"""

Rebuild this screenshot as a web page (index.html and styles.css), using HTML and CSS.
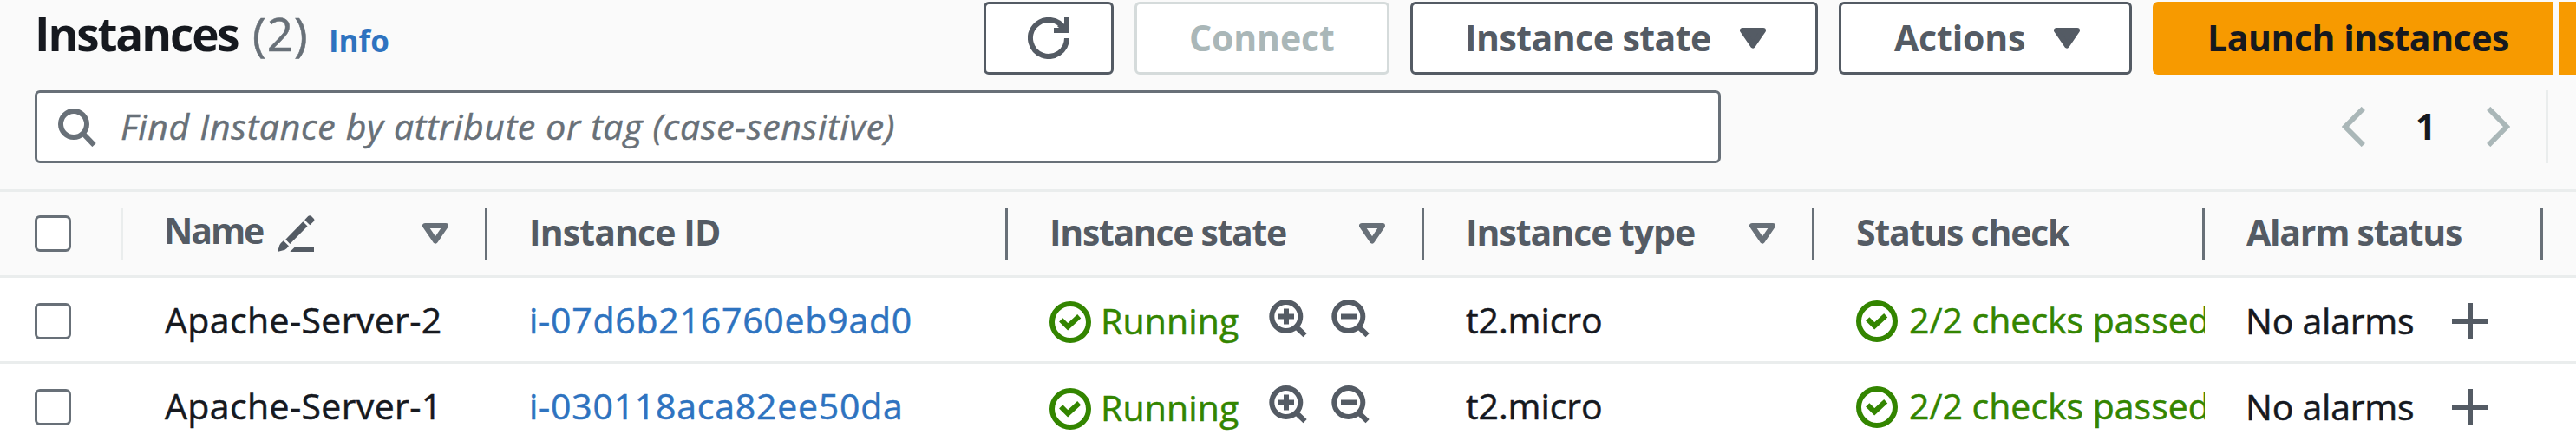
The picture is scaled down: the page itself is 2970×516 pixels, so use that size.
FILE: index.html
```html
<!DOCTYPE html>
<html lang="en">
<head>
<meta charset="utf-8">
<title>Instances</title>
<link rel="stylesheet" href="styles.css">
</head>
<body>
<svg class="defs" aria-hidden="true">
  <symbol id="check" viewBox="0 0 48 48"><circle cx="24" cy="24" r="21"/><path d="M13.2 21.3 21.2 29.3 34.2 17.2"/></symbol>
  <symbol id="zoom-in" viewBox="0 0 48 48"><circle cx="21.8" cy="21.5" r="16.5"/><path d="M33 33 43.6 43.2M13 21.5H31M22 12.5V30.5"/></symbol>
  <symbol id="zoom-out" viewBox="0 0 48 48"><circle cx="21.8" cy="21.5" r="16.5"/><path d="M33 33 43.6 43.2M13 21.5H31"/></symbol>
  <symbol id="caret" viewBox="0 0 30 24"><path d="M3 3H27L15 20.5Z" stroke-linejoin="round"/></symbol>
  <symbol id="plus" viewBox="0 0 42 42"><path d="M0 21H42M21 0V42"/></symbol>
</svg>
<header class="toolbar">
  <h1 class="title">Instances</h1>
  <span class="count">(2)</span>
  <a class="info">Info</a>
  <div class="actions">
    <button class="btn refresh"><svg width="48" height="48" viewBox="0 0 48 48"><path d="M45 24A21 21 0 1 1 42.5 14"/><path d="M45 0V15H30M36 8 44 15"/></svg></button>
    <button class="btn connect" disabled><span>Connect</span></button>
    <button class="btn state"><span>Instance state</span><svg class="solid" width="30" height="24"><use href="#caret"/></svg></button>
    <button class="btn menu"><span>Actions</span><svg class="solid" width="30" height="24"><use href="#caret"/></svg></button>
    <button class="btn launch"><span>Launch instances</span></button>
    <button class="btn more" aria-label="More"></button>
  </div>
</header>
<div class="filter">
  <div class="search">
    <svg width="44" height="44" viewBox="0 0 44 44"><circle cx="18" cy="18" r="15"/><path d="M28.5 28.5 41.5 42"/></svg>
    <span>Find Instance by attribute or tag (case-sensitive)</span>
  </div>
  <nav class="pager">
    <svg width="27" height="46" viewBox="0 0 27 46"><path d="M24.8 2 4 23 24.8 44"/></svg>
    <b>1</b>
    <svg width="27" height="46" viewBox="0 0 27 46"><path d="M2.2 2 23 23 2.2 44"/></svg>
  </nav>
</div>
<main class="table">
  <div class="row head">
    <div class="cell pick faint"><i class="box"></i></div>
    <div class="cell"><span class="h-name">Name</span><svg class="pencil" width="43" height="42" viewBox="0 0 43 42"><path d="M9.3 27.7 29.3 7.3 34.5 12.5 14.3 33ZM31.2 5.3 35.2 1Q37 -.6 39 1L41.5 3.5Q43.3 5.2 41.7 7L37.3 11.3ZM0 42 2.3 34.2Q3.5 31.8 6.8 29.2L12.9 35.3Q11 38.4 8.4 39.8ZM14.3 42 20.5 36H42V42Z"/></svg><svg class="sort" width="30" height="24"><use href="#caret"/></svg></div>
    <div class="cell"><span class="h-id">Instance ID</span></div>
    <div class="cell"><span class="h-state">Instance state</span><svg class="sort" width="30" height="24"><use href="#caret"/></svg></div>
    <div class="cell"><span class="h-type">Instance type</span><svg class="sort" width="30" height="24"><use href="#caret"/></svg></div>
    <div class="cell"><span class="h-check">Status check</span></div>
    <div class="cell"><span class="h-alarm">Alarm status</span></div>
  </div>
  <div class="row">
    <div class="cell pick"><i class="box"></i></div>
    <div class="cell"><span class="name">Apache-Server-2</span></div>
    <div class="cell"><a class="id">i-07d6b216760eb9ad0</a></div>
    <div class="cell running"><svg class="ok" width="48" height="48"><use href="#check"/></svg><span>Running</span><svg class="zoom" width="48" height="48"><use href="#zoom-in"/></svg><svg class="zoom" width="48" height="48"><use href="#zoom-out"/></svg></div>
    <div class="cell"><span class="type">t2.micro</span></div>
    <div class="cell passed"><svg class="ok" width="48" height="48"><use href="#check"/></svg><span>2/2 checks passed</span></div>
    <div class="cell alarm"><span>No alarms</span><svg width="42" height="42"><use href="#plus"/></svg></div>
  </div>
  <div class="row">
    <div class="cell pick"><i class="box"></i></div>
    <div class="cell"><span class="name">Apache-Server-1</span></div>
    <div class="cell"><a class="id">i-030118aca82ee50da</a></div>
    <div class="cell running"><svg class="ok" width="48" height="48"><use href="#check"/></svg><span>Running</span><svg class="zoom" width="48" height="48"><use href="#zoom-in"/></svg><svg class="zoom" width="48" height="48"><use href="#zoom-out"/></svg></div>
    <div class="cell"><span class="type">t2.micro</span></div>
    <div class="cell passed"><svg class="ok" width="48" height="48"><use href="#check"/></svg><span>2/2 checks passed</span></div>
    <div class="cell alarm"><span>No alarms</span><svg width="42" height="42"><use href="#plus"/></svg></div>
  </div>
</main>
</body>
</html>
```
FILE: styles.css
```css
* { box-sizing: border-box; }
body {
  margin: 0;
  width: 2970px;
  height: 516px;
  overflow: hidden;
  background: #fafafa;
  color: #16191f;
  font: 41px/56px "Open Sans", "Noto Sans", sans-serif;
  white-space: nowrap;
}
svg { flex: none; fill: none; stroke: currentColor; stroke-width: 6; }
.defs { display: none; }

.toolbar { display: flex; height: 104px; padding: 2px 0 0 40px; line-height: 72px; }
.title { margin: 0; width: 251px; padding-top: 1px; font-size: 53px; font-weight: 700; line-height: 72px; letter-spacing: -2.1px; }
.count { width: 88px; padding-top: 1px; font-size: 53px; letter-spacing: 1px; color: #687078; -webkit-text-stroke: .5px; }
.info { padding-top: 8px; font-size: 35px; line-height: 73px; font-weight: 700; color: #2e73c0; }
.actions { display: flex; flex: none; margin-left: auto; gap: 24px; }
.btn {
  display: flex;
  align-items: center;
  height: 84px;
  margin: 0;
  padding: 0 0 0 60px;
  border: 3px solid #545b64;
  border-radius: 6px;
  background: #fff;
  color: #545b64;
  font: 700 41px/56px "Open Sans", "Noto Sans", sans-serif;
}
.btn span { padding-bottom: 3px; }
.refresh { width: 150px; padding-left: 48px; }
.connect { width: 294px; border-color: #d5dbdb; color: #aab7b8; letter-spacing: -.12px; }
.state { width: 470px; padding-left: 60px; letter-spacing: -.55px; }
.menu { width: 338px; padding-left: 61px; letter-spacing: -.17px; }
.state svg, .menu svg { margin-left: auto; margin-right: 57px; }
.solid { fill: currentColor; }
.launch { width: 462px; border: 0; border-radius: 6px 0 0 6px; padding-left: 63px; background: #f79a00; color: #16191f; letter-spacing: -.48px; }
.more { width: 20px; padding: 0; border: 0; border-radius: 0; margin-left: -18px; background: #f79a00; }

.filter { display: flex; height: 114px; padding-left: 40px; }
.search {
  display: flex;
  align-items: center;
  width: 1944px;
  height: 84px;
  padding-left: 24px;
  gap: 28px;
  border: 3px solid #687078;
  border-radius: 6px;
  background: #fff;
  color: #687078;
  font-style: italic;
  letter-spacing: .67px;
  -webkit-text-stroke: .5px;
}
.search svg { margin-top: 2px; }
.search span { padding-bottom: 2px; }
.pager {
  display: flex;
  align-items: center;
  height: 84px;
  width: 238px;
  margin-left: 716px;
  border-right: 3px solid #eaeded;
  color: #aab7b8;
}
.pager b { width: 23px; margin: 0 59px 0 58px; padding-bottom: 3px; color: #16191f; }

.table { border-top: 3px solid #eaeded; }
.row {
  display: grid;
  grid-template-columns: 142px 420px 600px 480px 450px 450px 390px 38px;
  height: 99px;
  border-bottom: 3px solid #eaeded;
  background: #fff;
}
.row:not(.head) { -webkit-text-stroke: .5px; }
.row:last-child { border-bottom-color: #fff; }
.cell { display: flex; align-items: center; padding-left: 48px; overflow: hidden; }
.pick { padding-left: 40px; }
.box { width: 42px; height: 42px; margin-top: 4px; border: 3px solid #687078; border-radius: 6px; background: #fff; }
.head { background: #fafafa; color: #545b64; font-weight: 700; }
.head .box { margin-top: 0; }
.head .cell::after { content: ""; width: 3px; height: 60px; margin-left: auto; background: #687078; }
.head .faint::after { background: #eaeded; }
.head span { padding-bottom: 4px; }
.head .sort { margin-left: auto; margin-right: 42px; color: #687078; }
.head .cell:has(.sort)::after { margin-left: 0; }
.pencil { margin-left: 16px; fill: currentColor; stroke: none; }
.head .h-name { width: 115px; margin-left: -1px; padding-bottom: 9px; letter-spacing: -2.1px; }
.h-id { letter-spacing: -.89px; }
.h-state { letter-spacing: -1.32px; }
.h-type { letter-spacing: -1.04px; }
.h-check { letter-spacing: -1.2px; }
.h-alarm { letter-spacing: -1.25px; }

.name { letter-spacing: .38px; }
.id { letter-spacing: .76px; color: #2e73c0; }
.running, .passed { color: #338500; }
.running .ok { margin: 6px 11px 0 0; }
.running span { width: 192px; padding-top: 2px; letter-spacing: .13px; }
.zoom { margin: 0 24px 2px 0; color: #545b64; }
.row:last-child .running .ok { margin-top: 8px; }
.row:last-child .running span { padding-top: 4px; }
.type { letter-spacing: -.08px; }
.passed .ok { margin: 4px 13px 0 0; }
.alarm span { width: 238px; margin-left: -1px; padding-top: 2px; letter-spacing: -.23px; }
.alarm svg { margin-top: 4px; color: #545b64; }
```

"""

== TASK GOAL ==
Report each line of the material above where the word "index" appears.

== EXERCISE RESULT ==
Rebuild this screenshot as a web page (index.html and styles.css), using HTML and CSS.
FILE: index.html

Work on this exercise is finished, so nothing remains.